[Start of Available records]

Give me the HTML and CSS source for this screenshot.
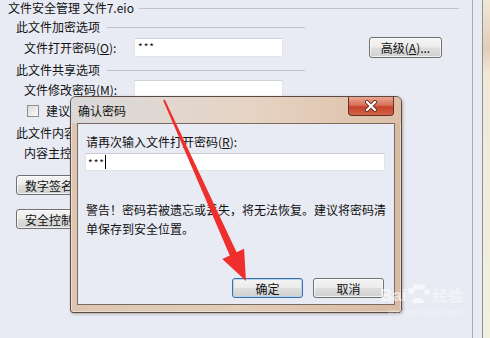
FILE: index.html
```html
<!DOCTYPE html>
<html>
  <head>
    <meta charset="utf-8">
    <title>文件安全管理</title>
    <link rel="stylesheet" href="styles.css">
  </head>
  <body>
    <div class="page">
      <div class="main">
        <div class="group-title top"><span>文件安全管理 文件7.eio</span><i class="rule"></i></div>
        <div class="group-title sub first"><span>此文件加密选项</span><i class="rule"></i></div>
        <div class="field-row open-row">
          <span class="label">文件打开密码(<u>O</u>):</span>
          <div class="textbox">***</div>
          <button class="btn adv">高级(<u>A</u>)...</button>
        </div>
        <div class="group-title sub share"><span>此文件共享选项</span><i class="rule"></i></div>
        <div class="field-row modify-row">
          <span class="label">文件修改密码(<u>M</u>):</span>
          <div class="textbox"></div>
        </div>
        <div class="check-row">
          <span class="checkbox"></span>
          <span>建议以只读方式打开</span>
        </div>
        <div class="plain sub-head">此文件内容控制</div>
        <div class="plain indent">内容主控制</div>
        <button class="btn side sign">数字签名...</button>
        <button class="btn side secure">安全控制...</button>
      </div>
      <div class="edge"></div>
    </div>

    <div class="dialog">
      <div class="dialog-title">
        <span class="caption">确认密码</span>
        <button class="close-btn">
          <svg width="16" height="12" viewBox="0 0 16 12">
            <path d="M4 2 L12 10 M12 2 L4 10" stroke="#6b2a1c" stroke-width="4" stroke-linecap="round"/>
            <path d="M4 2 L12 10 M12 2 L4 10" stroke="#fff" stroke-width="2.4" stroke-linecap="round"/>
          </svg>
        </button>
      </div>
      <div class="dialog-body">
        <div class="prompt">请再次输入文件打开密码(<u>R</u>):</div>
        <div class="textbox wide">***<span class="caret"></span></div>
        <p class="warning">警告！密码若被遗忘或丢失，将无法恢复。建议将密码清单保存到安全位置。</p>
        <div class="dialog-buttons">
          <button class="btn default">确定</button>
          <button class="btn">取消</button>
        </div>
      </div>
    </div>

    <svg class="arrow" width="490" height="338" viewBox="0 0 490 338">
      <polygon points="163.2,100.4 164.8,99.6 236.6,252.2 244.1,248.7 246,281 222.3,258.9 229.8,255.4" fill="#ee2f2c"/>
    </svg>

    <div class="watermark">
      <div class="mark-top">
        <span class="bai">Bai</span>
        <svg width="24" height="22" viewBox="0 0 24 22">
          <circle cx="5" cy="7" r="3" fill="#fff"/>
          <circle cx="10" cy="3" r="3" fill="#fff"/>
          <circle cx="16" cy="3" r="3" fill="#fff"/>
          <circle cx="21" cy="8" r="3" fill="#fff"/>
          <path d="M6 19 C6 12 18 12 18 19 Z" fill="#fff"/>
        </svg>
        <span class="jy">经验</span>
      </div>
      <div class="mark-url">jingyan.baidu.com</div>
    </div>
  </body>
</html>
```

FILE: styles.css
```css
body {
  margin: 0;
  background: #e9ebf4;
  font-family: "Noto Sans CJK SC", "Noto Sans", sans-serif;
  font-size: 12px;
  color: #111;
  overflow: hidden;
}

u { text-decoration: underline; text-underline-offset: 1px; }

.page { display: flex; height: 338px; }

.main {
  width: 473px;
  flex: none;
  box-sizing: border-box;
  border-right: 1px solid #a9acb6;
  padding-left: 8px;
}

.edge {
  flex: 1;
  margin-left: 9px;
  border-left: 1px solid #8f9098;
  background: linear-gradient(180deg, #efe9d6 0, #e2cdb8 14%, #efe9d6 22%, #f3efde 100%);
}

/* group headers with the etched line */
.group-title { display: flex; align-items: center; line-height: 16px; }
.group-title .rule { flex: 1; height: 0; border-top: 1px solid #c0c3cd; margin-left: 5px; }
.group-title.top { margin-right: 13px; }
.group-title.sub { margin-left: 8px; width: 289px; }
.group-title.sub .rule { margin-left: 7px; }
.group-title.first { margin-top: 3px; }
.group-title.share { margin-top: 5px; }

.field-row { display: flex; align-items: center; margin-left: 16px; }
.field-row .label { width: 110px; }
.open-row { margin-top: 2px; height: 20px; }
.modify-row { margin-top: 2px; height: 18px; }

.textbox {
  box-sizing: border-box;
  width: 149px;
  height: 19px;
  background: #fff;
  border: 1px solid #e3e5ec;
  border-top-color: #cfd2da;
  font-size: 10px;
  line-height: 15px;
  padding-left: 3px;
  letter-spacing: 1px;
}
.modify-row .textbox { height: 18px; }

.btn {
  box-sizing: border-box;
  height: 20px;
  width: 71px;
  padding: 0;
  font-family: inherit;
  font-size: 12px;
  color: #111;
  border: 1px solid #707070;
  border-radius: 3px;
  background: linear-gradient(180deg, #f4f4f4 0, #ececec 48%, #dedede 52%, #d0d0d0 100%);
  box-shadow: inset 0 0 0 1px rgba(255, 255, 255, 0.7);
}
.btn.adv { margin-left: auto; margin-right: 30px; width: 73px; height: 21px; }

.check-row { display: flex; align-items: center; margin: 5px 0 0 19px; line-height: 16px; }
.checkbox {
  box-sizing: border-box;
  width: 12px;
  height: 12px;
  margin-right: 7px;
  border: 1px solid #8e8f8f;
  background: linear-gradient(135deg, #dcdcdc, #fafafa);
}

.plain { line-height: 16px; }
.sub-head { margin: 6px 0 0 8px; }
.indent { margin: 4px 0 0 16px; }

.btn.side { display: block; margin-left: 8px; width: 80px; text-align: left; padding-left: 8px; }
.btn.sign { margin-top: 14px; }
.btn.secure { margin-top: 14px; }

/* confirm dialog */
.dialog {
  position: absolute;
  left: 70px;
  top: 96px;
  width: 332px;
  height: 217px;
  box-sizing: border-box;
  border: 1px solid #5a4a41;
  border-radius: 6px 6px 3px 3px;
  background: linear-gradient(90deg, #dcc6b3 0, #e2cdbb 50%, #d7bba3 100%);
  padding: 0 6px 7px;
  display: flex;
  flex-direction: column;
  box-shadow: 1px 1px 3px rgba(60, 40, 30, 0.35), inset 0 0 0 1px rgba(255, 255, 255, 0.4);
}

.dialog-title {
  height: 26px;
  margin: 0 -6px;
  padding: 0 6px;
  display: flex;
  align-items: center;
  border-radius: 5px 5px 0 0;
  background: linear-gradient(90deg, #d9d8da 0, #e0d8d2 25%, #e6d3c3 55%, #dcbfa6 100%);
}
.caption { padding-left: 1px; font-size: 12px; margin-top: 1px; }

.close-btn {
  align-self: flex-start;
  margin-left: auto;
  margin-right: 1px;
  width: 46px;
  height: 19px;
  padding: 0;
  border: 1px solid #6a2f22;
  border-top: none;
  border-radius: 0 0 4px 4px;
  background: linear-gradient(180deg, #eaa694 0, #d9705a 45%, #c5412a 55%, #d4644a 100%);
  display: flex;
  align-items: center;
  justify-content: center;
}

.dialog-body {
  flex: 1;
  border: 1px solid #7b6a60;
  background: #e9ebf4;
  padding: 10px 10px 6px 7px;
  display: flex;
  flex-direction: column;
}

.prompt { line-height: 16px; padding-left: 1px; }

.textbox.wide {
  width: 300px;
  height: 18px;
  margin-top: 3px;
  border-color: #e1e3ea;
  border-top-color: #c9ccd5;
  display: flex;
  align-items: center;
  padding-left: 2px;
}
.caret { width: 1px; height: 14px; background: #000; }

.warning { margin: 29px -10px 0 1px; line-height: 19px; }

.dialog-buttons { margin-top: auto; display: flex; justify-content: flex-end; gap: 10px; }
.btn.default {
  border-color: #3c6fa8;
  box-shadow: inset 0 0 0 1px #b6d5ee;
}

.arrow { position: absolute; left: 0; top: 0; pointer-events: none; }

.watermark {
  position: absolute;
  left: 380px;
  top: 284px;
  color: #fff;
  opacity: 0.6;
  font-family: "Liberation Sans", "Noto Sans CJK SC", sans-serif;
}
.mark-top { display: flex; align-items: flex-end; line-height: 20px; }
.bai { font-size: 17px; font-weight: bold; }
.jy { font-size: 15px; margin-left: 2px; }
.mark-url { font-size: 9px; margin: 1px 0 0 8px; opacity: 0.7; }
```
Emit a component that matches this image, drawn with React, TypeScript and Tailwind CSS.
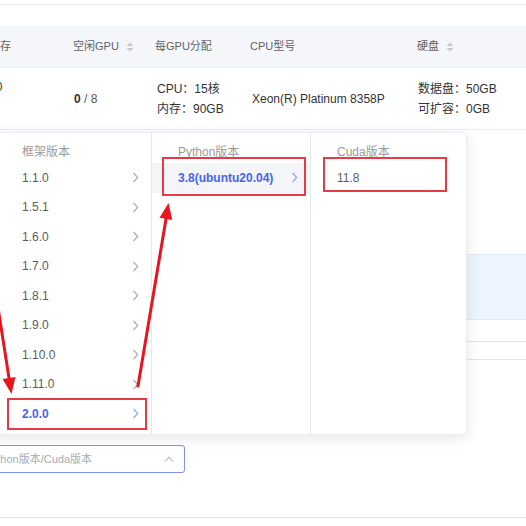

[End of Available records]

Count the lines that hold the string "with" and state that number alone.

* **Complete response**: 2